Here is a shot of the King and Queen next to the very popular sign. After this was a very cold descent.
It was a very tiring day. But WELL worth it. It was an amazing experience. Following the ride, we had a nice social hour with all of the other guests, then went to a really cool restaurant for a well-earned dinner. Our hotel that we are staying at is INCREDIBLE. The views are unbelievable. This is the same hotel that the Discovery Team stays at during the Tour.
I highly recommend taking a look at their website. Hit the Virtual Visit button. Amazing.
France Day 5: Today was a 'rest' day, so it was only 80km (50miles). :) There weren't too many climbs, just a few short, steep ones. We took a cable car to the top of Les Deux Alpes (another Tour climb), then ate lunch at one of the cafes up at the summit. There were people skiing and biking up there. Weird. Then we descended the mountain on our bikes. Here are some pics:
Here is Heather on the balcony of our chalet room. Yes, that is a glacier in the background. I told you the view was amazing. :)
Getting ready for the descent of Les Deux Alpes. This was a really fun descent. Heavily forested with smooth asphalt. I hit close to 55mph before having to brake for the switchbacks.
Here are the photo albums from the last two days:
Tomorrow we get to climb the most famous Tour climb of all, Alpe d'Huez. Should be great. Talk to you all soon!
Monday, August 07, 2006
After having lunch in Annecy (pizza...pretty good), we took off for our 2nd big climb, the Forclaz, which was ridden in the 2004 Tour de France. This climb was not as long (9km), but really got steep for the last 4km. One of the other trip riders has a GPS unit, and he saw grades as steep as 13% on his computer for the last 4km! Here is a pic of the Forclaz at the base: And here it is at the summit (3775 feet in elevation). All those people are gathered watching the paragliders, which take off on a ramp to the left of the pic. Unfortunately, our earlier plan to paraglide had to be cancelled, as the winds in the valley where they land were too high, so they were very backed up. So we spent some time at the souvenir shops instead. :) Cowbells are very popular in this area, as well as stuffed animal marmots (evidently marmots are all over on the climb up Galibier, and they whistle at you!). So we got a couple cool cowbells and some postcards.

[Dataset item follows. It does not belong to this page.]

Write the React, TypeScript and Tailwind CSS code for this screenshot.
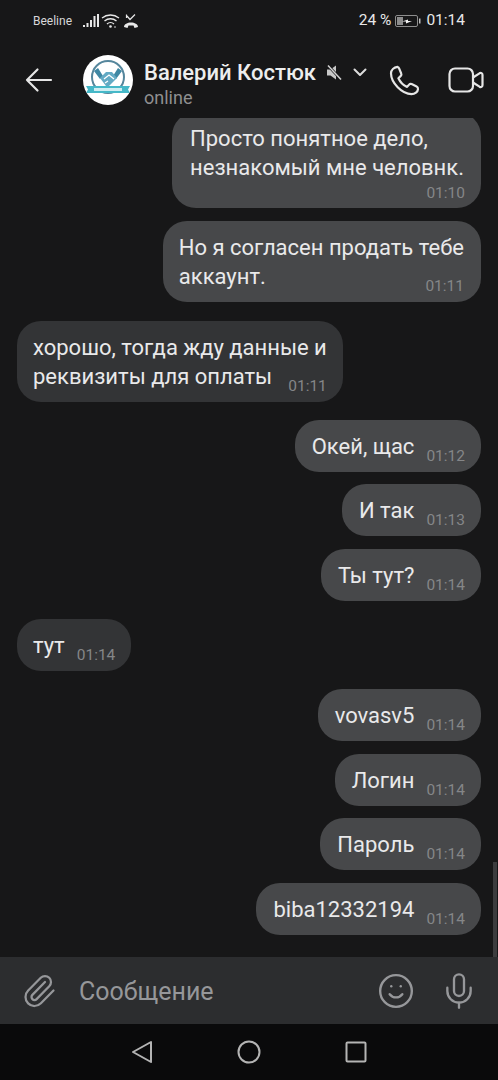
import React from 'react';
import { Paperclip, Smile, Mic } from 'lucide-react';

type Msg = { id: number; mine: boolean; lines: string[]; time: string; block?: boolean; top: string };

const messages: Msg[] = [
  { id: 1, mine: true, lines: ['Просто понятное дело,', 'незнакомый мне человнк.'], time: '01:10', block: true, top: '-mt-[6px]' },
  { id: 2, mine: true, lines: ['Но я согласен продать тебе', 'аккаунт.'], time: '01:11', top: 'mt-[13px]' },
  { id: 3, mine: false, lines: ['хорошо, тогда жду данные и', 'реквизиты для оплаты'], time: '01:11', top: 'mt-[19px]' },
  { id: 4, mine: true, lines: ['Окей, щас'], time: '01:12', top: 'mt-[18px]' },
  { id: 5, mine: true, lines: ['И так'], time: '01:13', top: 'mt-[12px]' },
  { id: 6, mine: true, lines: ['Ты тут?'], time: '01:14', top: 'mt-[13px]' },
  { id: 7, mine: false, lines: ['тут'], time: '01:14', top: 'mt-[18px]' },
  { id: 8, mine: true, lines: ['vovasv5'], time: '01:14', top: 'mt-[18px]' },
  { id: 9, mine: true, lines: ['Логин'], time: '01:14', top: 'mt-[13px]' },
  { id: 10, mine: true, lines: ['Пароль'], time: '01:14', top: 'mt-[12px]' },
  { id: 11, mine: true, lines: ['biba12332194'], time: '01:14', top: 'mt-[13px]' },
];

const Bubble: React.FC<{ m: Msg }> = ({ m }) => {
  const bg = m.mine ? 'bg-[#47484a] self-end' : 'bg-[#333436] self-start';
  if (m.block) {
    return (
      <div className={`${bg} ${m.top} rounded-[24px] pl-[18px] pr-[17px] pt-[12px] pb-[7px] w-fit shrink-0`}>
        <div className="text-[22px] leading-[29px] text-[#e9e9ea] whitespace-nowrap">
          {m.lines.map(l => <div key={l}>{l}</div>)}
        </div>
        <div className="text-[15.500px] leading-[15px] text-[#858688] text-right mt-[4px] -mr-[1px]">{m.time}</div>
      </div>
    );
  }
  const last = m.lines[m.lines.length - 1];
  // single-line outgoing bubbles sit a pixel further right than the rest
  const pad = m.mine && m.lines.length === 1 ? 'pl-[17px] pr-[16px]' : m.mine ? 'pl-[16px] pr-[17px]' : 'pl-[16px] pr-[16px]';
  return (
    <div className={`${bg} ${m.top} ${pad} rounded-[24px] pt-[12px] pb-[11px] w-fit shrink-0`}>
      <div className="text-[22px] leading-[29px] text-[#e9e9ea] whitespace-nowrap">
        {m.lines.slice(0, -1).map(l => <div key={l}>{l}</div>)}
        <div className="flex items-end justify-between gap-[12px]">
          <span>{last}</span>
          <span className="text-[15.500px] leading-[15px] text-[#858688] -mb-[3px]">{m.time}</span>
        </div>
      </div>
    </div>
  );
};

export default function App() {
  return (
    <div className="w-[498px] h-[1080px] bg-[#171718] flex flex-col overflow-hidden font-['Roboto',sans-serif] relative">
      {/* Status bar */}
      <div className="h-[42px] shrink-0 flex items-center pl-[33px] pr-[33px] text-white">
        <span className="text-[12px] text-[#d8d8d8]">Beeline</span>
        <svg width="58" height="16" viewBox="0 0 58 16" className="ml-[10px]" fill="none">
          <rect x="1" y="12" width="2" height="2" fill="#e8e8e8" />
          <rect x="4.500" y="10" width="2" height="4" fill="#e8e8e8" />
          <rect x="8" y="7" width="2" height="7" fill="#e8e8e8" />
          <rect x="11.500" y="3" width="2" height="11" fill="#e8e8e8" />
          <rect x="15" y="1" width="2" height="13" fill="#e8e8e8" />
          <path d="M20 5c5-4 12-4 17 0M22.500 8c3.500-3 8.500-3 12 0M25 11c2-1.800 5-1.800 7 0" stroke="#e8e8e8" strokeWidth="1.300" />
          <circle cx="28.500" cy="13.500" r="1.300" fill="#e8e8e8" />
          <circle cx="33" cy="14" r="0.800" fill="#e8e8e8" />
          <path d="M42 14c0-6 14-6 14 0l-3.500 1-1-2.500h-5l-1 2.500z" fill="#e8e8e8" />
          <path d="M45 3l3 3.500 5-5M44.500 1.500v3.500" stroke="#e8e8e8" strokeWidth="1.200" />
        </svg>
        <div className="ml-auto flex items-center">
          <span className="text-[15.500px] text-[#e8e8e8]">24 %</span>
          <svg width="26" height="14" viewBox="0 0 26 14" className="ml-[4px]" fill="none">
            <rect x="0.500" y="1.500" width="22" height="11" rx="1.500" stroke="#8d8d8d" />
            <rect x="2" y="3" width="6" height="8" fill="#8d8d8d" />
            <rect x="24" y="4.500" width="1.500" height="5" fill="#bdbdbd" />
            <path d="M7 7.500l6-2v1.500h4l-6 2.500v-2z" fill="#f2f2f2" />
          </svg>
          <span className="text-[15.500px] text-[#e8e8e8] ml-[5px]">01:14</span>
        </div>
      </div>

      {/* Header */}
      <div className="h-[76px] shrink-0 flex items-center relative z-10 bg-[#171718]">
        <svg width="28" height="26" viewBox="0 0 28 26" className="ml-[25px]" fill="none">
          <path d="M26 13H2M12.500 2.500L2 13l10.500 10.500" stroke="#e6e6e6" strokeWidth="2.200" strokeLinecap="round" strokeLinejoin="round" />
        </svg>
        <div className="ml-[30px] w-[50px] h-[50px] rounded-full bg-white overflow-hidden shrink-0">
          <svg width="50" height="50" viewBox="0 0 50 50" fill="none">
            <circle cx="25" cy="22" r="16" stroke="#55869c" strokeWidth="2" />
            <path d="M11 16l4-3 5 8-3 3zM39 16l-4-3-5 8 3 3z" fill="#3f87a3" />
            <path d="M17 23l6-6h6l5 6-8 8h-3z" fill="#63aac4" />
            <path d="M21 24l5-4 5 4M22 28l3-2" stroke="#ffffff" strokeWidth="1.300" />
            <path d="M3 31h44l-2 3.500 2 3.500H3l2-3.500z" fill="#45b8c8" />
            <rect x="11" y="33" width="28" height="3" fill="#cfeef2" />
          </svg>
        </div>
        <div className="ml-[11px] flex flex-col mt-[8px] w-[225px] shrink-0">
          <div className="flex items-center h-[26px]">
            <span className="text-[22px] font-medium text-[#eeeeee] whitespace-nowrap">Валерий Костюк</span>
            <svg width="16" height="17" viewBox="0 0 16 17" className="ml-[10px]" fill="none">
              <path d="M1 5.500h3.500L10 1.500v14l-5.500-4H1z" fill="#c8c8c8" />
              <path d="M2 1.500l13 14" stroke="#171718" strokeWidth="2.600" />
              <path d="M2 1.500l13 14" stroke="#d2d2d2" strokeWidth="1.500" />
            </svg>
            <svg width="14" height="9" viewBox="0 0 14 9" className="ml-[11px]" fill="none">
              <path d="M1.500 1.500L7 7l5.500-5.500" stroke="#dcdcdc" strokeWidth="2" strokeLinecap="round" strokeLinejoin="round" />
            </svg>
          </div>
          <span className="text-[18px] leading-[22px] text-[#8f8f90] mt-[1px]">online</span>
        </div>
        <svg width="31" height="31" viewBox="0 0 31 31" className="ml-[20px]" fill="none">
          <path d="M8.500 1.800c-3.500.600-6.500 3-6.500 6.500 0 9.500 11 20.800 20.500 20.800 3.500 0 6.300-2.300 6.500-5 .1-1.200-.4-2-1.400-2.500l-5-2.500c-.9-.4-1.800-.3-2.500.5l-2 2.300c-3.500-1.500-7-5-8.700-8.700l2.400-2.300c.7-.7.8-1.500.4-2.400l-2.200-5.300c-.3-.8-.9-1.200-1.500-1.200z" stroke="#e6e6e6" strokeWidth="2.200" strokeLinejoin="round" />
        </svg>
        <svg width="36" height="26" viewBox="0 0 36 26" className="ml-[28px]" fill="none">
          <rect x="1.500" y="1.500" width="23.500" height="23" rx="5.500" stroke="#e6e6e6" strokeWidth="2.200" />
          <path d="M25 10.500l6.500-4.200c1.500-.9 3-.1 3 1.600v10.200c0 1.700-1.500 2.500-3 1.600L25 15.500" stroke="#e6e6e6" strokeWidth="2.200" strokeLinejoin="round" />
        </svg>
      </div>

      {/* Messages */}
      <div className="flex-1 flex flex-col px-[17px] min-h-0 overflow-hidden">
        {messages.map(m => <Bubble key={m.id} m={m} />)}
      </div>

      {/* Scrollbar */}
      <div className="absolute right-[1px] top-[862px] w-[4px] h-[95px] bg-[#3c3c3e]" />

      {/* Composer */}
      <div className="h-[67px] shrink-0 bg-[#2c2d2f] flex items-center">
        <Paperclip className="ml-[21px] w-[36px] h-[36px] text-[#96979a]" strokeWidth={1.500} />
        <span className="ml-[22px] mt-[2px] text-[25px] text-[#96979a] whitespace-nowrap">Сообщение</span>
        <Smile className="ml-auto w-[38px] h-[38px] text-[#96979a]" strokeWidth={1.500} />
        <Mic className="ml-[24px] mr-[19px] w-[40px] h-[40px] text-[#96979a]" strokeWidth={1.400} />
      </div>

      {/* Nav bar */}
      <div className="h-[56px] shrink-0 bg-[#0a0a0b] flex items-center justify-center gap-[84px]">
        <svg width="22" height="24" viewBox="0 0 22 24" fill="none">
          <path d="M20 2L2 12l18 10z" stroke="#b4b4b4" strokeWidth="2" strokeLinejoin="round" />
        </svg>
        <svg width="24" height="24" viewBox="0 0 24 24" fill="none">
          <circle cx="12" cy="12" r="10.500" stroke="#b4b4b4" strokeWidth="2" />
        </svg>
        <svg width="22" height="22" viewBox="0 0 22 22" fill="none">
          <rect x="1.500" y="1.500" width="19" height="19" rx="1" stroke="#b4b4b4" strokeWidth="2" />
        </svg>
      </div>
    </div>
  );
}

We both did very well on the climb up the Forclaz. A few of the other trip riders were using too much energy up the Leschaux and were paying the price on the Forclaz. I got full KOM points among our travel companions at the summit, and Heather powered her way up the climb so much that one of our guides compared her to Jan Ullrich! That's my girl! :)
Once again, here is a link to the snapfish album for today's pictures: Click me!
Tomorrow is the biggest day of the trip, with 3 huge climbs (including the Galibier, the highest mountain pass crossed in the Tour de France) over 80 miles. I best be getting some sleep. Hope all is well back in the States!
Sunday, August 06, 2006
First things first...the 24 hour race in Wausau, WI was a blast. It was great seeing the guys (Trent, Simmons, Sears, and Greg) and we had a lot of fun. That course is really fun. Especially at night. We got 22nd as a team. Not too shabby for a team 'taking it easy' for the national championship race. Simmons (Vino) has a great race recap here.
We left Madison on Fri afternoon (Thanks Brooks and Mary for dropping us off at the airport...and for taking care of Vontoux, Birdie, and Gordon!!!). Went to Chicago first before heading to Brussels, Belgium. After hearing so much about the rainy, crappy weather conditions for all the spring cycling classics in Belgium, I was not surprised when we arrived in Brussels to wet and rainy weather. We had a few hour layover there before we boarded our plane for Geneva, Switzerland. We didn't stay long there though, as once we picked up our luggage we hopped into a cab to take us to our current location of Annecy, France (just a quick 45min cab ride).
Annecy is a real cool town that is right on Lake Annecy, the cleanest lake in all of France. Very clear. Heather was amused by this older man walking his dog in a suit along the lake, so I took a pic of him:
We met our tour companions early this morning for our first day of riding. There are only 9 people total on our trip, so a pretty small group. A cool group of people, including a Trek Travel photographer, so odds are good that we will be in the Trek Travel booklet for next year. :) We had a good ride today, a little over 30miles with a couple of smaller climbs. Here we are at the top of one of them:
After riding, we took a nice swim in Lake Annecy, which is also quite warm. Then we had dinner at the hotel, and we got a little dressed up. It was also a special day for Heather, as it was her birthday. Here's the birthday girl, looking all cute posing on a couch:
You should check out the website for the hotel that we are staying at...it looks like a castle and is right on the lake. The website can be found here. You should also take a look at the other pics that we took from the last few days. I put together a SnapFish album for all of them here.
Tomorrow will be a very fun day as well. We take a ride around the lake, then climb our first major climb, the Col de la Forclaz. Also, once we get to the top of Forclaz, we are going to paraglide off the top of it! The tour guides got us all a group discount, so it was an added 'bonus' to our trip. Should be a great time! Talk with you all tomorrow!